The politics of persuasion cannot respond to this problem of situated critique. It cannot respond because judgment appealing to existing opinions alone does not account for the emergence of new ways of understanding existing social and political practices or ways of envisioning how they might be otherwise. That is not to say, however, that there are no other resources in the rhetorical tradition or early modern political thought for considering this important problem of situated political critique in a new way.

Beyond Persuasion

Looking to the rhetorical tradition, we find a more capacious understanding of rhetoric that goes beyond the dignity of persuasion. Such conceptions of rhetoric, as we will see, offer rich resources that sustain political critique. Where conceiving of rhetoric as “mere” persuasion has long been a hallmark of philosophy’s valorization of reason alone, Ernesto Grassi’s account of the rhetorical tradition redirects our attention to a much more productive and theoretically significant role, also originating with Cicero. Conceived of as an imaginative language, rhetoric in Grassi’s understanding reaches far beyond its instrumental uses to encompass the creation of new meaning.8 Such new meaning is not created in a vacuum but, rather, works creatively from within particular social and linguistic practices. In this way, rhetoric uniquely offers the capacity to develop new ways of thinking in response to contingent and novel circumstances and the changing needs of human life. Rhetoric provides indispensable resources for critique situated on the finite terrain of politics.

Insofar as we conceive of philosophy as proceeding by the force of logic to the exclusion or subordination of rhetoric and its play of imagination on the passions, our thought remains tethered to the first principles from which deduction follows. From where do we get the original insight into such first principles and what is the source for new models of thought? How, in other words, could we proceed beyond mere repetition with deduction alone? The discovery of the conditions of rational thought, Grassi argues, lies not in logic but in the imaginative power of figural language to generate new ways of ordering and presenting images on which speech that is both reasonable and effective depends. Metaphor and analogy are essential for generating new images and frameworks out of familiar terms. Such figural language entails a borrowing, or transfer, of familiar words into unfamiliar relation. to produce new meanings. It is, in other words, to discover or invent a new relation, not derived from fact or through logic, but by virtue of the ingenious activity of the speaker. This capacity of ingenium, a distinctive human ability for making meaning, works by joining the diverse and disparate. It “reveals something ‘new’ . . . something ‘unexpected’ and ‘astonishing’ by uncovering the ‘similar in the unsimilar, i.e. what cannot be deduced rationally.’”9 Understood this way, rhetoric does not simply adorn or destabilize philosophy’s reasoned arguments; rather, it makes possible the production of new spaces for arguments and shared meaning.10 As Grassi writes, “Insofar as metaphor has its root in the analogy between different things and makes this analogy immediately spring into ‘sight,’ it makes a fundamental contribution to the structure of our world.”11 To critically orient ourselves to the situated world of politics, rather than idealizing detachment, requires the creative power of rhetoric, unleashed through metaphor. Rhetoric as imaginative language is indispensable for envisioning our social and political arrangements in new and different ways.

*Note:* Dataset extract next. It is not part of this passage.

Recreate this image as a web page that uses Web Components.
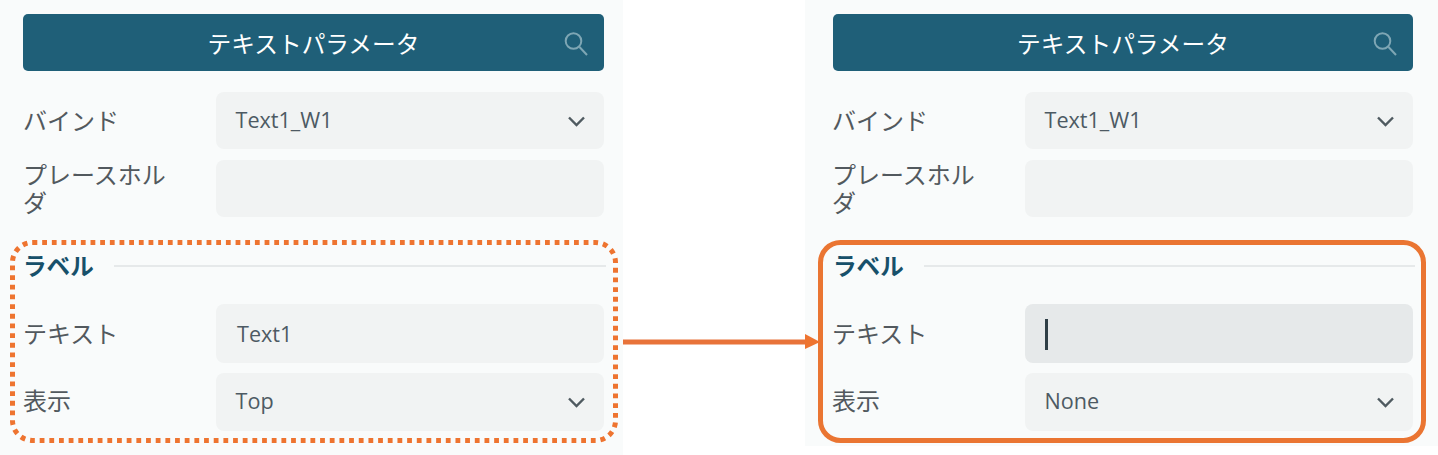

To consider rhetoric as an indispensable capacity for critique then requires a shift in perspective from philosophical tradition. Always situated and dialogic, rhetoric presumes a particular audience, a relation between speaker and audience(s), located in a specific time and place.12 The appeal to audience (or readers) may be explicit in the text or it may come by implication through the repetition of a familiar image or idiom. In both cases, the text marks its position within relations between speaker and audience. This situation invites us to read in new ways, even philosophical texts, attentive to what Mikhail Bakhtin calls heteroglossia.13 To tend to this plurality of modes of speech within a text is to be aware that words and phrases, idioms and images, are not always deployed to produce and reproduce meaning in the same ways. Instead, we must tend to the moments when meanings are pluralized and decentered, following the play of style and argument and attuned to the possibility of language being deployed in new ways or even turned against itself, as in parody or satire. The presence of multiple and varied modes and forms of address does not necessarily mean that rhetoric has overtaken philosophy, undermining rational thought.14 On the contrary, stylistic and figural invention, framed by the text’s appeals to readers, can be recognized as contributing essentially to philosophical and political arguments themselves. Dialogic and heteroglossic dimensions of the text may challenge norms of philosophy’s monologic forms of address. They can also, however, reveal the essential and transformative role of imaginative and inventive language in launching new modes of judgment and critique that lie at the heart of the philosophical enterprise.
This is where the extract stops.